--- EXERCISE BRIEF ---
Starting at the line with "Recreate this image" and stopping at the line with "import React from 'react';", repeat each line exactly. Include both and omit the rest.

[Records from a dataset]
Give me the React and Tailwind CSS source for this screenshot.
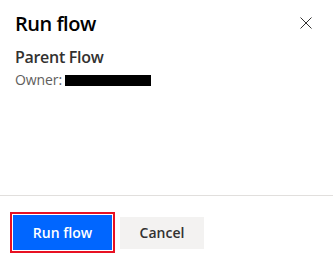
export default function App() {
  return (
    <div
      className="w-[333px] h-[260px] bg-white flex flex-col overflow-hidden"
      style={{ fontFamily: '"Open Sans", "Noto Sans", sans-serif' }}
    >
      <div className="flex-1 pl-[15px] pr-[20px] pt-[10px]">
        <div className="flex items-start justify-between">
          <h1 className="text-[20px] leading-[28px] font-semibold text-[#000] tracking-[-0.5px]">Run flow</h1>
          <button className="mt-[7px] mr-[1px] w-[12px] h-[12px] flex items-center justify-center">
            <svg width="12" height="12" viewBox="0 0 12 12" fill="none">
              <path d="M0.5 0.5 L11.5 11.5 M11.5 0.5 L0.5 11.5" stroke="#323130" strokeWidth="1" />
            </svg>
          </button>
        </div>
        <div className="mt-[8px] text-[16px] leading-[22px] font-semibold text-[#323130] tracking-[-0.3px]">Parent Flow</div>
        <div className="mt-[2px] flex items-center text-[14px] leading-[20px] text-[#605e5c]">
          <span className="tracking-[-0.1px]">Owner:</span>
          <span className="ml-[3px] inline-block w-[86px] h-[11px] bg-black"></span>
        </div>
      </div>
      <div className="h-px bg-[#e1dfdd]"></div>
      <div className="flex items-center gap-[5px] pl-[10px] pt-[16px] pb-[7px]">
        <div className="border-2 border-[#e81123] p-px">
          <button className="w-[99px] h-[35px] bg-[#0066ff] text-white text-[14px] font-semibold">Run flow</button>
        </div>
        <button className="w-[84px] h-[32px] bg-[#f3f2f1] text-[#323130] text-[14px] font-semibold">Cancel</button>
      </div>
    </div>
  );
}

---

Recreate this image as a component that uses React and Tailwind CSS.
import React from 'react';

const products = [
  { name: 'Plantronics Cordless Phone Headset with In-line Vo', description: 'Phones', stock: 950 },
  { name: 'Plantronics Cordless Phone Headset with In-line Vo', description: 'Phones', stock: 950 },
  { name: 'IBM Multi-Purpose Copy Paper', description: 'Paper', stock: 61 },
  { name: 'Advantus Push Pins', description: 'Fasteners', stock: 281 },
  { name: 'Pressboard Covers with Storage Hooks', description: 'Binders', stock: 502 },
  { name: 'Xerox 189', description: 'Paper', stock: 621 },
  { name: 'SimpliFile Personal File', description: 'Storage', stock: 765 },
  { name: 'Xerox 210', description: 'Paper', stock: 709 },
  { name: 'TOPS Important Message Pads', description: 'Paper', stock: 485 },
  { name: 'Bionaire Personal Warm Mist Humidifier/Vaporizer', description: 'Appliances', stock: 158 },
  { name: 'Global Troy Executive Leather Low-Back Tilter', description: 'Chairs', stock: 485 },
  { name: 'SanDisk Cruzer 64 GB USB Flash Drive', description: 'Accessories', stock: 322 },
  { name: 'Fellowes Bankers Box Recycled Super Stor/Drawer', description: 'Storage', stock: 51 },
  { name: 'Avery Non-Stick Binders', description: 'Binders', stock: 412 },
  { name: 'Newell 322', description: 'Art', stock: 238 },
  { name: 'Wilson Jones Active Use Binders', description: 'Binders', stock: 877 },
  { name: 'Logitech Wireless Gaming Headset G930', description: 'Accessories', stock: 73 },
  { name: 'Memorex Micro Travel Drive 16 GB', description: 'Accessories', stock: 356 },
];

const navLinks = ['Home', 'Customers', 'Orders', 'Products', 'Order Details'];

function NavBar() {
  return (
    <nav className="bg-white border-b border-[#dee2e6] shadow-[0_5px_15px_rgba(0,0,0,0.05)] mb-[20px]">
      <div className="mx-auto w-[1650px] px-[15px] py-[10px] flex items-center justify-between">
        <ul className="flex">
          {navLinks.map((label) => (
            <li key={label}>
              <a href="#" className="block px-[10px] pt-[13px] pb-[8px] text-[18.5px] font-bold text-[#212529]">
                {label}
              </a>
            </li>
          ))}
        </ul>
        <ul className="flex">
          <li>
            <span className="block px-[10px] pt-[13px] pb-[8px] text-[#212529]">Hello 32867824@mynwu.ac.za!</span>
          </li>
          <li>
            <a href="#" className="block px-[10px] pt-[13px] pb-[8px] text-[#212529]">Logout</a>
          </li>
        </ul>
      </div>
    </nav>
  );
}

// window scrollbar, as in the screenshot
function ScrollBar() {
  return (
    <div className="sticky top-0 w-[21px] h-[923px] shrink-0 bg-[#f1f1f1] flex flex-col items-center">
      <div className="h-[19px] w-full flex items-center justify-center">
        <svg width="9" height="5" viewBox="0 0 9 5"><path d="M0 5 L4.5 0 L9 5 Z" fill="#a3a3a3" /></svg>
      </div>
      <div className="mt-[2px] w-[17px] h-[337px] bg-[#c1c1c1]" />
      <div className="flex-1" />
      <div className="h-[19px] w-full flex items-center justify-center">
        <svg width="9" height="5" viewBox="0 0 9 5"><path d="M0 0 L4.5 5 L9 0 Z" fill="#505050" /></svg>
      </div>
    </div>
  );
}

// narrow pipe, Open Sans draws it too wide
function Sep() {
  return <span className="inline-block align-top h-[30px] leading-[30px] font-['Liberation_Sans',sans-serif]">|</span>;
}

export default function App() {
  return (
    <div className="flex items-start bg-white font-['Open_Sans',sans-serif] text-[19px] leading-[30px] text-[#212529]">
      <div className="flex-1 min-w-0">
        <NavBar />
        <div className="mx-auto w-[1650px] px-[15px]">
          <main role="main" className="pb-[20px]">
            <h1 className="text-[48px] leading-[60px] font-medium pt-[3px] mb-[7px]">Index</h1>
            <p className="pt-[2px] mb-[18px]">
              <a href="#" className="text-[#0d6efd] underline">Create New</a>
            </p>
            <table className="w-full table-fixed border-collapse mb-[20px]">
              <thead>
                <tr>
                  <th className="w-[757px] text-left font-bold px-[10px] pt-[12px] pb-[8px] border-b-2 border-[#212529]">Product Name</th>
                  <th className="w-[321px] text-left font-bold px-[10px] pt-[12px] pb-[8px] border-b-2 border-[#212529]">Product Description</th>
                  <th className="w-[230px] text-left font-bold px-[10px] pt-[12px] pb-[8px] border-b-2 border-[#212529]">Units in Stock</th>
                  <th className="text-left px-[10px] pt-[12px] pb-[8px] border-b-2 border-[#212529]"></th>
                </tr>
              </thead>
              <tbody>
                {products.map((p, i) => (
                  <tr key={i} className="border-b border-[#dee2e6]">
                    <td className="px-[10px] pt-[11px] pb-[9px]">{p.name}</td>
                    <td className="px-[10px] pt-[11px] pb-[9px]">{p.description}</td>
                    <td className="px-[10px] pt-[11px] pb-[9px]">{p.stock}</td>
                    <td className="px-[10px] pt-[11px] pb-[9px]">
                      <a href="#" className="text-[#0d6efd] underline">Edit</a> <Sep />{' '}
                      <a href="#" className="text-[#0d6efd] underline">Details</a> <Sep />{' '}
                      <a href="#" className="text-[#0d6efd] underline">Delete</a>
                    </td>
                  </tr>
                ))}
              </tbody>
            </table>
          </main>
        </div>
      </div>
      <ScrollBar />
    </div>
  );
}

==

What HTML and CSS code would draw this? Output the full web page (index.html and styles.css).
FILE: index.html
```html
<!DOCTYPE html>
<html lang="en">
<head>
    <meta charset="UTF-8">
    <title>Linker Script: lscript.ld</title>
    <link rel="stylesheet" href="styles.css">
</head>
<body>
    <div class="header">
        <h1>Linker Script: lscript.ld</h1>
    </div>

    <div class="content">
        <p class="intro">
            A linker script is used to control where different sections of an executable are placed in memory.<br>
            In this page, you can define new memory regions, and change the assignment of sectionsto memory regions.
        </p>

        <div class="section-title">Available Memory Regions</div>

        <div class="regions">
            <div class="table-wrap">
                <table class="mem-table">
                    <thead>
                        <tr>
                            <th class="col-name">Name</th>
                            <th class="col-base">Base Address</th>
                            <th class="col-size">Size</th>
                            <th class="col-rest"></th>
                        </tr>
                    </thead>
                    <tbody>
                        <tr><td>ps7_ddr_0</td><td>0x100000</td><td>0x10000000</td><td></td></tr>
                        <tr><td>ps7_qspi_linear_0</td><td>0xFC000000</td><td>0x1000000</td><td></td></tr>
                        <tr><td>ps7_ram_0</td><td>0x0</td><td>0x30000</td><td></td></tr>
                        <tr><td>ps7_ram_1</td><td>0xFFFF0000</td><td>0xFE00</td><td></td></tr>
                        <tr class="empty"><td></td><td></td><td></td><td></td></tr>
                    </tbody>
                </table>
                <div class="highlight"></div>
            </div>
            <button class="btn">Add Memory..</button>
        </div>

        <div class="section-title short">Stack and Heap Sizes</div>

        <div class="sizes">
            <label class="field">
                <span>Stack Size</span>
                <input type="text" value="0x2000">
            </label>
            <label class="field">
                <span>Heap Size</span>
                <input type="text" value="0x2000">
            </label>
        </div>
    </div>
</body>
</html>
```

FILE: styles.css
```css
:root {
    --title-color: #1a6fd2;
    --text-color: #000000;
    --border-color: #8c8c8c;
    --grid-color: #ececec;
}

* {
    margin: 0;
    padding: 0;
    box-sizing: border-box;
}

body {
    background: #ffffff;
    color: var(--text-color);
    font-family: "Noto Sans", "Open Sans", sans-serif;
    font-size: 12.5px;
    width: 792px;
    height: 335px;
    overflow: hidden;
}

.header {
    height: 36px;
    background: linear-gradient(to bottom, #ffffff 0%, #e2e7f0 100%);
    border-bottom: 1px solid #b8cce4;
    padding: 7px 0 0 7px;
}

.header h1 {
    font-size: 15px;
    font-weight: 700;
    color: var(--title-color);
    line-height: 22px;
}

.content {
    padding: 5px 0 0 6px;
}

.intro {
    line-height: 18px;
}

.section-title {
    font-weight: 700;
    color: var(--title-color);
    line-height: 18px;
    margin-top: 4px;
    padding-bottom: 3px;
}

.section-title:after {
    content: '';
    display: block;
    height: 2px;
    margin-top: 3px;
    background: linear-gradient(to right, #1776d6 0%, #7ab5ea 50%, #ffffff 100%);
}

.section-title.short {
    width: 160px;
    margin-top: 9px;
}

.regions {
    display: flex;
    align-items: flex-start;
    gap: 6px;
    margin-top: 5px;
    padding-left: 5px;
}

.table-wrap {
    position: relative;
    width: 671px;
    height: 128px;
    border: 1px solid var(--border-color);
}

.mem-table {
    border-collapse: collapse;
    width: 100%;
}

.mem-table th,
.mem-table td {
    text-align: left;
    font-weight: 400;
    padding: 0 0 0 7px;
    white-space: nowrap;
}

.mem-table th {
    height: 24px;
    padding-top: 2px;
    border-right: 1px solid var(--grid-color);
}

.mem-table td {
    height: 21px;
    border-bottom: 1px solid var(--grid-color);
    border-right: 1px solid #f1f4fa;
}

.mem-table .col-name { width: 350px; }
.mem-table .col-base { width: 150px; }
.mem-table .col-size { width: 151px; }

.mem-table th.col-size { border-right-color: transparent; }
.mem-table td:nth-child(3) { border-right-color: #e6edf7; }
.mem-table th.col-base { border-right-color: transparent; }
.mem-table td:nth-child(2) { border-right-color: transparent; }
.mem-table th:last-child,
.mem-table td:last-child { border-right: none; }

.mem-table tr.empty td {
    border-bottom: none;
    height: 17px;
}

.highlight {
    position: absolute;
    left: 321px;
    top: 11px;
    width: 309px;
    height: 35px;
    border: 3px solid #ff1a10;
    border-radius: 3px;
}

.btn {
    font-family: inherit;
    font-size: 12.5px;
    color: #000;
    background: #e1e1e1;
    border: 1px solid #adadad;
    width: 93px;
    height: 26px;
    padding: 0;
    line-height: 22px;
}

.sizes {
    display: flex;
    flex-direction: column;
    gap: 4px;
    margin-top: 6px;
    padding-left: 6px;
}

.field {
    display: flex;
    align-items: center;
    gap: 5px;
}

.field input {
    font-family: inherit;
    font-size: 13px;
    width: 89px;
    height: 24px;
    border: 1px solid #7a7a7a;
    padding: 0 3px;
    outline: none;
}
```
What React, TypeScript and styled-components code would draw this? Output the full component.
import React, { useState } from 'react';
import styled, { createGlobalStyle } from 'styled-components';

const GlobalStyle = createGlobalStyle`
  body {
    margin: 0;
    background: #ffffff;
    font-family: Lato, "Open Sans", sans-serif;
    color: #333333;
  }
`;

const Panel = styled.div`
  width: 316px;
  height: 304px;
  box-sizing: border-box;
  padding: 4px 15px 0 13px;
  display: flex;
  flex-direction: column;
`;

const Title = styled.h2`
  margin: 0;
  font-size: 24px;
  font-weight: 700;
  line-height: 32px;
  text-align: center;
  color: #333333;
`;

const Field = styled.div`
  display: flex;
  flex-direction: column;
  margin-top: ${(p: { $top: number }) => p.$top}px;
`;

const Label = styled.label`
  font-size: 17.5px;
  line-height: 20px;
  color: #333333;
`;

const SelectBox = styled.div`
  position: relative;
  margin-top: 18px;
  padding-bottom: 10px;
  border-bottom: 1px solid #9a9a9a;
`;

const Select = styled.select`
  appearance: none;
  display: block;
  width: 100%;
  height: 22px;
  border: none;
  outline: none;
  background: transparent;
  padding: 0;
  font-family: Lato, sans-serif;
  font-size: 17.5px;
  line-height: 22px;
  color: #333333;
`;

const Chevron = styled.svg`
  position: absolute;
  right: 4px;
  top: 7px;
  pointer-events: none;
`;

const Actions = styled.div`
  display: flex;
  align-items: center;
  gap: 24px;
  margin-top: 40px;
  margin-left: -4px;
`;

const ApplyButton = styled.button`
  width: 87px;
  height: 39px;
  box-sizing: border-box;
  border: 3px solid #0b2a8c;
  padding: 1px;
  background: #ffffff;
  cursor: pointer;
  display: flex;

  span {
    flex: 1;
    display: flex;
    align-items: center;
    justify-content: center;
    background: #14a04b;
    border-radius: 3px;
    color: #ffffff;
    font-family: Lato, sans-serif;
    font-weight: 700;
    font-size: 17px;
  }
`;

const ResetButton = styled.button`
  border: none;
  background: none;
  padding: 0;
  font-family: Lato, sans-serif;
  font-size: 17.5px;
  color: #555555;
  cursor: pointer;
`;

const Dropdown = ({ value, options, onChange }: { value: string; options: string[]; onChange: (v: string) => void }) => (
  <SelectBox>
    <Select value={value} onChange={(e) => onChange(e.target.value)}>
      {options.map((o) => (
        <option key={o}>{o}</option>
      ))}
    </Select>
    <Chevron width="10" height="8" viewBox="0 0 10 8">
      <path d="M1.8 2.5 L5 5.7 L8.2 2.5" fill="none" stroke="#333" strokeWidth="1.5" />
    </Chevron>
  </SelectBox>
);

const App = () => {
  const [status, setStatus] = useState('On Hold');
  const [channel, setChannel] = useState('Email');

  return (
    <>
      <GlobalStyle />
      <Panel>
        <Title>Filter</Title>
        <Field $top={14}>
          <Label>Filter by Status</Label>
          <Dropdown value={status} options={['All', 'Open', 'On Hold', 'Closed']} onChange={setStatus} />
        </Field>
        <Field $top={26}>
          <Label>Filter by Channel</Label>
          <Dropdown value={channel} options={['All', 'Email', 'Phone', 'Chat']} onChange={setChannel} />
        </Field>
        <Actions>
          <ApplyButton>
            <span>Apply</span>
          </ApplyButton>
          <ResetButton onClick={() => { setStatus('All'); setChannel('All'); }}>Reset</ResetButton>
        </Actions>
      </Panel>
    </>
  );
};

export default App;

--- WRITTEN SOLUTION ---
Recreate this image as a component that uses React and Tailwind CSS.
import React from 'react';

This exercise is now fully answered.